= Thomas Vaughan (singer) =

English singer

Thomas Vaughan (1782 – 9 January 1843) was an English singer. A tenor, he sang in prominent concerts of the day.

==Life==
Vaughan was born in Norwich in 1782, and was a chorister of the cathedral under John Christmas Beckwith. His father died while Vaughan, still very young, was preparing to enter the musical profession, which he was enabled to do under the advice and patronage of Canon Charles Smith. In June 1799 Vaughan was elected lay-clerk of St George's Chapel, Windsor, where he attracted the notice of George III. In May 1803 he was admitted a Gentleman of the Chapel Royal, and about the same time became vicar-choral of St Paul's Cathedral and lay vicar of Westminster Abbey.

In 1811 he joined Charles Knyvett in establishing vocal subscription concerts, in opposition to the Vocal Concerts; but on the death of Samuel Harrison in 1812 the two enterprises were merged, and Vaughan became principal tenor soloist at all the prominent concerts and festivals. He sang at the Three Choirs Festivals from 1805 to 1836, and took part in the British première of Beethoven's Symphony No. 9 in 1825. For twenty-five years the public recognised in him the typical faultless singer of the English school, perfected by the study of oratorio music.

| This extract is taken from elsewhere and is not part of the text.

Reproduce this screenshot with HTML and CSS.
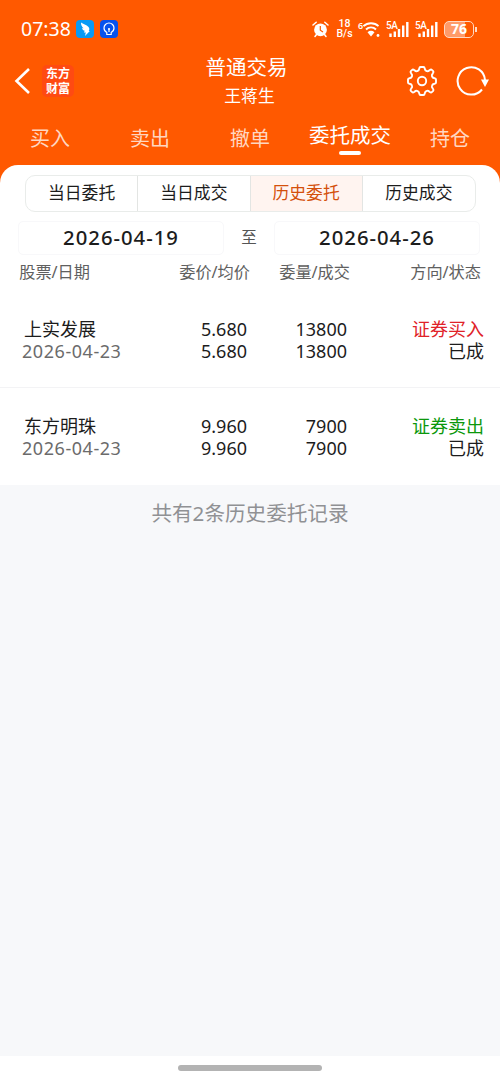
FILE: index.html
```html
<!DOCTYPE html>
<html lang="zh-CN">
<head>
    <meta charset="UTF-8">
    <meta name="viewport" content="width=device-width, initial-scale=1.0">
    <title>普通交易</title>
    <link rel="stylesheet" href="styles.css">
</head>
<body>
    <header class="header">
        <div class="status-bar">
            <span class="time">07:38</span>
            <svg class="app-icon" width="18" height="18" viewBox="0 0 18 18">
                <rect width="18" height="18" rx="4" fill="#079af5"/>
                <path d="M5 2.500C7 4 10.500 4.500 12.500 7C13.700 8.300 13.400 10 12.700 11H13.800L9 16L9.800 12.600H7.800L8.800 10.800C7.300 10.300 6.200 9.300 5.900 8.200L7.600 8.200C6 7 4.800 5 5 2.500Z" fill="#fff"/>
            </svg>
            <svg class="app-icon" width="18" height="18" viewBox="0 0 18 18">
                <rect width="18" height="18" rx="4" fill="#0752ee"/>
                <path d="M6.800 14.500V12.500C5 11.500 4 10 4 8A5 5 0 0 1 14 8C14 10 13 11.500 11.200 12.500V14.500ZM9 9.500V12" fill="none" stroke="#fff" stroke-width="1.200"/>
                <circle cx="9" cy="9" r="1.100" fill="#fff"/>
            </svg>

            <div class="status-right">
                <svg class="alarm" width="17" height="17" viewBox="0 0 17 17">
                    <circle cx="8.500" cy="8.800" r="6.400" fill="#fff"/>
                    <path d="M1 4L4.200 1.200M16 4L12.800 1.200M4.500 13.500L3 15.500M12.500 13.500L14 15.500" stroke="#fff" stroke-width="1.500" stroke-linecap="round"/>
                    <path d="M8.300 5V9.200L11 11" fill="none" stroke="#ff5900" stroke-width="1.200"/>
                </svg>
                <div class="speed"><span>18</span><span>B/s</span></div>
                <div class="wifi">
                    <span>6</span>
                    <svg width="17" height="17" viewBox="0 0 17 17">
                        <path d="M0.500 5.200C4.500 1.200 11.500 1.200 15.500 5.200M3 8.500C5.800 5.600 10.200 5.600 13 8.500" fill="none" stroke="#fff" stroke-width="1.900"/>
                        <path d="M4.500 11.200Q8 8.500 11.500 11.200L8 15.500Z" fill="#fff"/>
                        <circle cx="15" cy="14.500" r="1.400" fill="#fff"/>
                    </svg>
                </div>
                <div class="signal">
                    <span>5A</span>
                    <svg width="23" height="17" viewBox="0 0 23 17">
                        <path d="M4.500 12.500V16M8.800 10.500V16M13 8V16M17.200 4.500V16M21.300 1V16" stroke="#fff" stroke-width="2.400"/>
                    </svg>
                </div>
                <div class="signal">
                    <span>5A</span>
                    <svg width="23" height="17" viewBox="0 0 23 17">
                        <path d="M4.500 12.500V16M8.800 10.500V16M13 8V16M17.200 4.500V16M21.300 1V16" stroke="#fff" stroke-width="2.400"/>
                    </svg>
                </div>
                <div class="battery"><span>76</span></div>
            </div>
        </div>

        <div class="title-bar">
            <div class="title-left">
                <svg width="17" height="28" viewBox="0 0 17 28">
                    <path d="M15 2L2.500 14L15 26" fill="none" stroke="#fff" stroke-width="2.600"/>
                </svg>
                <div class="logo"><span>东方</span><span>财富</span></div>
            </div>
            <div class="title">
                <h1>普通交易</h1>
                <p>王蒋生</p>
            </div>
            <div class="title-right">
                <svg width="32" height="32" viewBox="0 0 32 32" fill="none" stroke="#fff" stroke-width="1.900" stroke-linejoin="round">
                    <path d="M14.500 2H17.500Q18.500 2 18.700 3.500Q19 5.500 20.600 6Q22 6.600 23.500 5.200Q25 4 25.800 4.800L27.200 6.200Q28 7 26.800 8.500Q25.400 10 26 11.400Q26.500 13 28.500 13.300Q30 13.500 30 14.500V17.500Q30 18.500 28.500 18.700Q26.500 19 26 20.600Q25.400 22 26.800 23.500Q28 25 27.200 25.800L25.800 27.200Q25 28 23.500 26.800Q22 25.400 20.600 26Q19 26.500 18.700 28.500Q18.500 30 17.500 30H14.500Q13.500 30 13.300 28.500Q13 26.500 11.400 26Q10 25.400 8.500 26.800Q7 28 6.200 27.200L4.800 25.800Q4 25 5.200 23.500Q6.600 22 6 20.600Q5.500 19 3.500 18.700Q2 18.500 2 17.500V14.500Q2 13.500 3.500 13.300Q5.500 13 6 11.400Q6.600 10 5.200 8.500Q4 7 4.800 6.200L6.200 4.800Q7 4 8.500 5.200Q10 6.600 11.400 6Q13 5.500 13.300 3.500Q13.500 2 14.500 2Z"/>
                    <circle cx="16" cy="16" r="4.200"/>
                </svg>
                <svg width="34" height="32" viewBox="0 0 34 32">
                    <path d="M27 24.500A13.700 13.700 0 1 1 30 15" fill="none" stroke="#fff" stroke-width="2"/>
                    <path d="M26 14.500H34L30 22Z" fill="#fff"/>
                </svg>
            </div>
        </div>

        <nav class="tabs">
            <a>买入</a>
            <a>卖出</a>
            <a>撤单</a>
            <a class="active">委托成交</a>
            <a>持仓</a>
        </nav>
    </header>

    <main class="panel">
        <div class="segments">
            <span>当日委托</span>
            <span>当日成交</span>
            <span class="active">历史委托</span>
            <span>历史成交</span>
        </div>

        <div class="date-range">
            <div class="date-box">2026-04-19</div>
            <span>至</span>
            <div class="date-box">2026-04-26</div>
        </div>

        <div class="list-head">
            <span>股票/日期</span>
            <span>委价/均价</span>
            <span>委量/成交</span>
            <span>方向/状态</span>
        </div>

        <div class="order">
            <div class="stock"><p class="name">上实发展</p><p class="date">2026-04-23</p></div>
            <div class="num"><p>5.680</p><p>5.680</p></div>
            <div class="num"><p>13800</p><p>13800</p></div>
            <div class="state"><p class="buy">证券买入</p><p>已成</p></div>
        </div>
        <div class="order">
            <div class="stock"><p class="name">东方明珠</p><p class="date">2026-04-23</p></div>
            <div class="num"><p>9.960</p><p>9.960</p></div>
            <div class="num"><p>7900</p><p>7900</p></div>
            <div class="state"><p class="sell">证券卖出</p><p>已成</p></div>
        </div>
    </main>

    <p class="summary">共有2条历史委托记录</p>

    <footer class="home-bar"><div></div></footer>
</body>
</html>
```

FILE: styles.css
```css
* {
    margin: 0;
    padding: 0;
    box-sizing: border-box;
}

body {
    height: 1079px;
    display: flex;
    flex-direction: column;
    background: #f7f8fa;
    color: #1c1c1c;
    font-family: 'Noto Sans', 'Noto Sans CJK SC', sans-serif;
    overflow: hidden;
}

svg {
    display: block;
    flex-shrink: 0;
}

/* header */
.header {
    height: 189px;
    flex-shrink: 0;
    background: #ff5900;
    color: #fff;
}

.status-bar {
    height: 58px;
    display: flex;
    align-items: center;
    padding-left: 21px;
    padding-right: 23px;
}

.time {
    width: 55px;
    margin-top: -1px;
    font-size: 19.5px;
}

.app-icon {
    margin-right: 6px;
}

.status-right {
    margin-left: auto;
    display: flex;
    align-items: center;
}

.speed {
    width: 17px;
    margin-left: 7px;
    display: flex;
    flex-direction: column;
    align-items: center;
    font-family: Roboto, sans-serif;
    font-size: 10.5px;
    font-weight: 500;
    line-height: 10px;
}

.wifi {
    display: flex;
    margin-left: 5px;
}

.wifi span {
    width: 5px;
    font-size: 9px;
    font-weight: 600;
    line-height: 9px;
}

.signal {
    display: grid;
    width: 23px;
    margin-left: 6px;
}

.signal span,
.signal svg {
    grid-area: 1 / 1;
}

.signal span {
    font-family: Roboto, sans-serif;
    font-size: 10px;
    font-weight: 500;
    line-height: 9px;
    letter-spacing: -0.5px;
}

.battery {
    display: flex;
    align-items: center;
    margin-left: 6px;
}

.battery span {
    width: 30px;
    height: 17px;
    border: 1.5px solid #ffd9c4;
    border-radius: 5px;
    background: linear-gradient(90deg, #ff9b69 72%, #ff5900 72%);
    font-size: 14px;
    font-weight: 700;
    line-height: 14px;
    text-align: center;
}

.battery::after {
    content: "";
    width: 2px;
    height: 5px;
    margin-left: 1px;
    background: #ffd9c4;
}

.title-bar {
    height: 54px;
    display: grid;
    grid-template-columns: 94px 1fr 94px;
}

.title-left {
    display: flex;
    align-items: center;
    padding-left: 14px;
    padding-bottom: 8px;
}

.logo {
    width: 32px;
    height: 32px;
    margin-left: 11px;
    padding-top: 1px;
    border-radius: 5px;
    background: #ff4a12;
    display: flex;
    flex-direction: column;
    align-items: center;
    font-family: 'Noto Sans CJK SC', sans-serif;
    font-size: 12px;
    font-weight: 700;
    line-height: 14.5px;
}

.title {
    text-align: center;
    padding-right: 1px;
}

.title h1 {
    margin-left: -6px;
    font-size: 20.5px;
    font-weight: 400;
    line-height: 18px;
}

.title p {
    margin-top: 10px;
    font-size: 16.8px;
    line-height: 20px;
}

.title-right {
    display: flex;
    align-items: center;
    gap: 17px;
    padding-bottom: 8px;
}

.tabs {
    display: grid;
    grid-template-columns: repeat(5, 1fr);
    text-align: center;
    font-size: 20px;
    line-height: 28px;
    padding-top: 13px;
    color: #ffd7c1;
}

.tabs .active {
    margin-top: -4px;
    color: #fff;
    font-size: 20.5px;
    white-space: nowrap;
}

.tabs .active::after {
    content: "";
    display: block;
    width: 22px;
    height: 4px;
    margin: 2px auto 0;
    border-radius: 2px;
    background: #fff;
}

/* orders */
.panel {
    flex-shrink: 0;
    height: 320px;
    margin-top: -24px;
    padding-top: 10px;
    border-radius: 18px 18px 0 0;
    background: #fff;
}

.segments {
    display: grid;
    grid-template-columns: repeat(4, 1fr);
    height: 37px;
    margin: 0 24px 0 25px;
    border: 1px solid #e9ecea;
    border-radius: 10px;
    overflow: hidden;
}

.segments span {
    font-size: 16.8px;
    line-height: 34px;
    text-align: center;
    border-right: 1px solid #e3e5e3;
}

.segments span:last-child {
    border-right: none;
}

.segments .active {
    background: #fff4f0;
    color: #d4500c;
}

.date-range {
    display: grid;
    grid-template-columns: 206px 1fr 206px;
    height: 34px;
    margin: 9px 20px 0 18px;
    text-align: center;
    color: #555;
    font-size: 15.5px;
    line-height: 32px;
}

.date-box {
    border: 1px solid #f8f8fa;
    border-radius: 5px;
    color: #1c1c1c;
    font-size: 20.3px;
    font-weight: 500;
    line-height: 30px;
    letter-spacing: 1px;
}

.list-head {
    display: grid;
    grid-template-columns: 90px 160px 100px 131px;
    height: 35px;
    font-size: 16.2px;
    line-height: 35px;
    text-align: right;
    color: #606060;
}

.order {
    display: grid;
    grid-template-columns: 187px 60px 100px 137px;
    height: 98px;
    padding-top: 28px;
    font-size: 18px;
    line-height: 22px;
    text-align: right;
    border-bottom: 1px solid #f3f3f5;
}

.order + .order {
    height: 97px;
    padding-top: 27px;
    border-bottom: none;
}

.stock {
    padding-left: 22px;
    text-align: left;
}

.name {
    padding-left: 2px;
}

.date {
    color: #6b6b6b;
    letter-spacing: 0.55px;
}

.buy {
    color: #e02228;
}

.sell {
    color: #0b970b;
}

.summary {
    padding-top: 14px;
    color: #909194;
    font-size: 20.6px;
    line-height: 29px;
    text-align: center;
}

.home-bar {
    height: 23px;
    margin-top: auto;
    padding-top: 9px;
    background: #fff;
}

.home-bar div {
    width: 144px;
    height: 6px;
    margin: 0 auto;
    border-radius: 3px;
    background: #b3b3b3;
}
```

Vaughan died at a friend's house near Birmingham, on 9 January 1843, and was buried on 17 January in the west cloister of Westminster Abbey. A small tablet was erected for him in the Abbey; it reads: "Thomas Vaughan. For 40 years member of this Choir and Her Majesty's Chapel. Obit. January 9th 1843 aged 63."

==Personal life==
He married in 1806 Miss Tennant, a soprano singer well known from 1797 in oratorio performances. After about ten years of married life they separated, and Mrs Vaughan was heard, as Mrs Tennant, at Drury Lane Theatre.